Paul Zanettos, 32, a media relations consultant for George Brown College who lives on Overton Place, agrees: "My neighbours have a genuine respect for the look of the neighbourhood." Good thing, since a big part of his decision to move to his current home three years ago had to do with the mid-century modern architecture.

"I'm not a big fan of homes in older neighbourhoods that resemble builder homes in the 905."

Should something happen on Overton or a similar street, other streets would likely follow once residents realized establishment of an HCD doesn't mean the death of property values, but rather the reverse. With HCDs comes predictability and stability - prospective buyers now know that their across-the-street view of a low roof capped by distant pines won't be obliterated - and this keeps property values high.

Ask Jeff Wills. After first opposing a proposed HCD in his own Bowmanville neighbourhood in 2004, he conducted the most extensive private survey ever done, speaking with representatives from every HCD in the country. In all but one case of a small town declaring its commercial district an HCD, the response was overwhelmingly positive, and it convinced him to post a sign on his front lawn dispelling common myths associated with HCDs. To attract neighbours to the sign, he painted the pillars on his 1890 home purple.
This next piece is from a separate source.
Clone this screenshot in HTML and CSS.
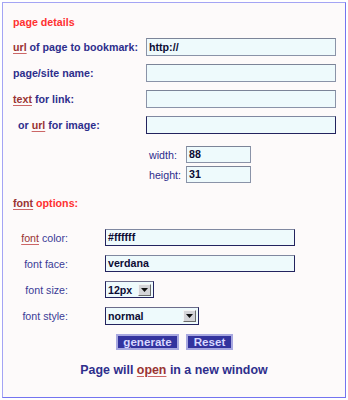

But even if it's possible to convince Don Mills residents that an HCD won't hit their wallets or rob them of their rights as homeowners, it may be a hard sell suggesting mid-century modern architecture is worthy of the same kind of protection afforded to places such as Cabbagetown.

Heritage architect Catherine Nasmith says, however, that "[Don Mills]is as important to Canadian planning and architecture as any Georgian development is to British planning. No one would think of defacing a Georgian row, yet we have little to prevent the destruction of Canada's modern heritage. This was the period of Canada's coming of age, just before the Centennial."
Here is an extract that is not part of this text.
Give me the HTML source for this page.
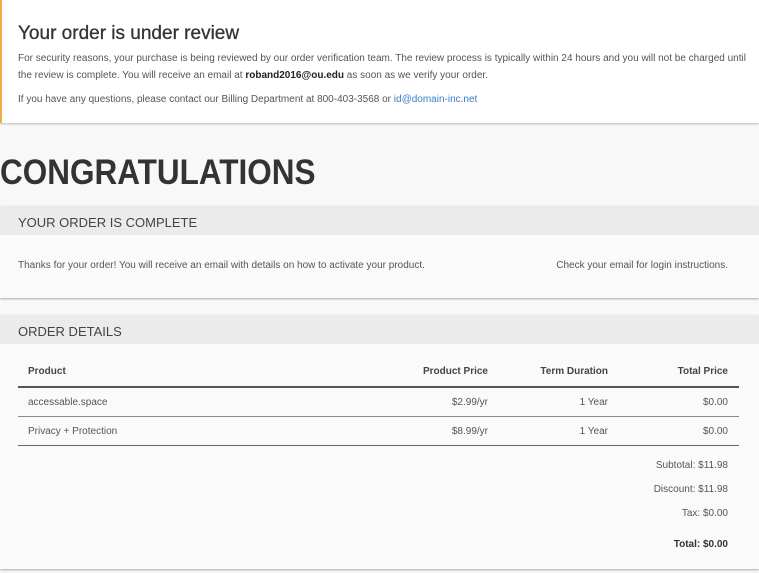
<!DOCTYPE html>
<html><head><style>
body{margin:0;width:759px;height:573px;overflow:hidden;background:#f8f8f8;font-family:"Liberation Sans",sans-serif;color:#555;}
.rev{position:absolute;left:0;top:0;width:759px;height:123px;background:#fff;border-left:2px solid #f0ad4e;box-sizing:border-box;box-shadow:0 1px 2px #bbb;}
.rev h2{position:absolute;left:16px;top:23px;margin:0;font-size:19px;font-weight:normal;color:#333;-webkit-text-stroke:0.3px #333;}
.rev p{position:absolute;left:16px;margin:0;font-size:10px;line-height:17px;width:730px;color:#555;}
.rev b{color:#222}
a{color:#3b7dc4;text-decoration:none}
h1{position:absolute;left:0;top:153px;margin:0;font-size:35px;font-weight:bold;color:#333;transform:scaleX(0.9);transform-origin:0 0;}
.sec{position:absolute;left:0;width:759px;background:#fafafa;box-shadow:0 1px 2px #aaa;}
.band{height:29px;background:#ebebeb;font-size:13px;color:#444;line-height:33px;padding-left:18px;}
.t{position:absolute;font-size:10px;color:#555}
.r{text-align:right}
.line{position:absolute;left:18px;width:721px;height:1px;background:#888}
</style></head><body>
<div class="rev">
<h2>Your order is under review</h2>
<p style="top:50px">For security reasons, your purchase is being reviewed by our order verification team. The review process is typically within 24 hours and you will not be charged until the review is complete. You will receive an email at <b>roband2016@ou.edu</b> as soon as we verify your order.</p>
<p style="top:91px">If you have any questions, please contact our Billing Department at 800-403-3568 or <a>id@domain-inc.net</a></p>
</div>
<h1>CONGRATULATIONS</h1>
<div class="sec" style="top:206px;height:92px">
<div class="band">YOUR ORDER IS COMPLETE</div>
<div class="t" style="left:18px;top:54px">Thanks for your order! You will receive an email with details on how to activate your product.</div>
<div class="t r" style="right:31px;top:54px">Check your email for login instructions.</div>
</div>
<div class="sec" style="top:315px;height:254px">
<div class="band">ORDER DETAILS</div>
<div class="t" style="left:28px;top:51px;font-weight:bold;color:#444">Product</div>
<div class="t r" style="right:271px;top:51px;font-weight:bold;color:#444">Product Price</div>
<div class="t r" style="right:151px;top:51px;font-weight:bold;color:#444">Term Duration</div>
<div class="t r" style="right:31px;top:51px;font-weight:bold;color:#444">Total Price</div>
<div class="line" style="top:71px;height:2px;background:#555"></div>
<div class="t" style="left:28px;top:82px">accessable.space</div>
<div class="t r" style="right:271px;top:82px">$2.99/yr</div>
<div class="t r" style="right:151px;top:82px">1 Year</div>
<div class="t r" style="right:31px;top:82px">$0.00</div>
<div class="line" style="top:101px"></div>
<div class="t" style="left:28px;top:111px">Privacy + Protection</div>
<div class="t r" style="right:271px;top:111px">$8.99/yr</div>
<div class="t r" style="right:151px;top:111px">1 Year</div>
<div class="t r" style="right:31px;top:111px">$0.00</div>
<div class="line" style="top:130px;background:#666"></div>
<div class="t r" style="right:31px;top:145px">Subtotal: $11.98</div>
<div class="t r" style="right:31px;top:169px">Discount: $11.98</div>
<div class="t r" style="right:31px;top:193px">Tax: $0.00</div>
<div class="t r" style="right:31px;top:224px;font-weight:bold;color:#333">Total: $0.00</div>
</div>
</body></html>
Mr. Mousley agrees: "It said a lot about how we were evolving as a county. What a departure from Leaside, which was built 20 years before.

"Terminal One, the Bata building, the Inn on the Park, those kinds of buildings, we didn't build a lot of them in Canada and it's a snapshot in time," he continues. "And once it's lost, it's lost, because we're not building things like this any more."


Postwar 'hoods get some love

St. Mary's in Kitchener is Canada's only neighbourhood built just after the Second World War to be designated a heritage conservation district. It's a grouping of small, unadorned homes constructed in the mid to late 1940s by the federal government to provide "low-cost rental housing at a time of considerable need." The HCD designation was approved in 2002.

There are invaluable diagrams illustrating the appropriate ways to put an addition on the rear of a home without detracting from its front in a 68-page PDF available at www.kitchener.ca/pdf/heritage_plan_st_marys.pdf

In the United States, the first post-Second World War neighbourhood to achieve historic-district status on the National Register of Historic Places is Denver's Arapahoe Acres, built between 1949 and 1957.

While the number of architects involved there was far fewer than in Don Mills, the neighbourhood of post-and-beam homes with an "earth-tone palette and horizontal forms" has more in common, architecturally, with the Ontario community than St. Mary's does.

The Arapahoe Acres website, www.arapahoeacres.org, has much that might be of interest in its "standards" section, since the conservation of modernist buildings is so vastly different than with historic styles.

As the site points out, homes can be "easily compromised by small alterations that might seem insignificant." For instance: "Cement block and plywood, widely utilized by modernist architects, are often targeted for refinishing or removal because they are regarded as 'common.'" The same holds true for details such as original doors, screen doors, gates, fences and street numbers.

All of these things would hold true in Don Mills, as would this last point: "By today's standard, the largest of homes in Arapahoe Acres appear small."

Terry West, president of Don Mills Residents Inc., says: "Regretfully, all that developers see is a small house sitting on a big lot that's close to downtown, and they see dollars."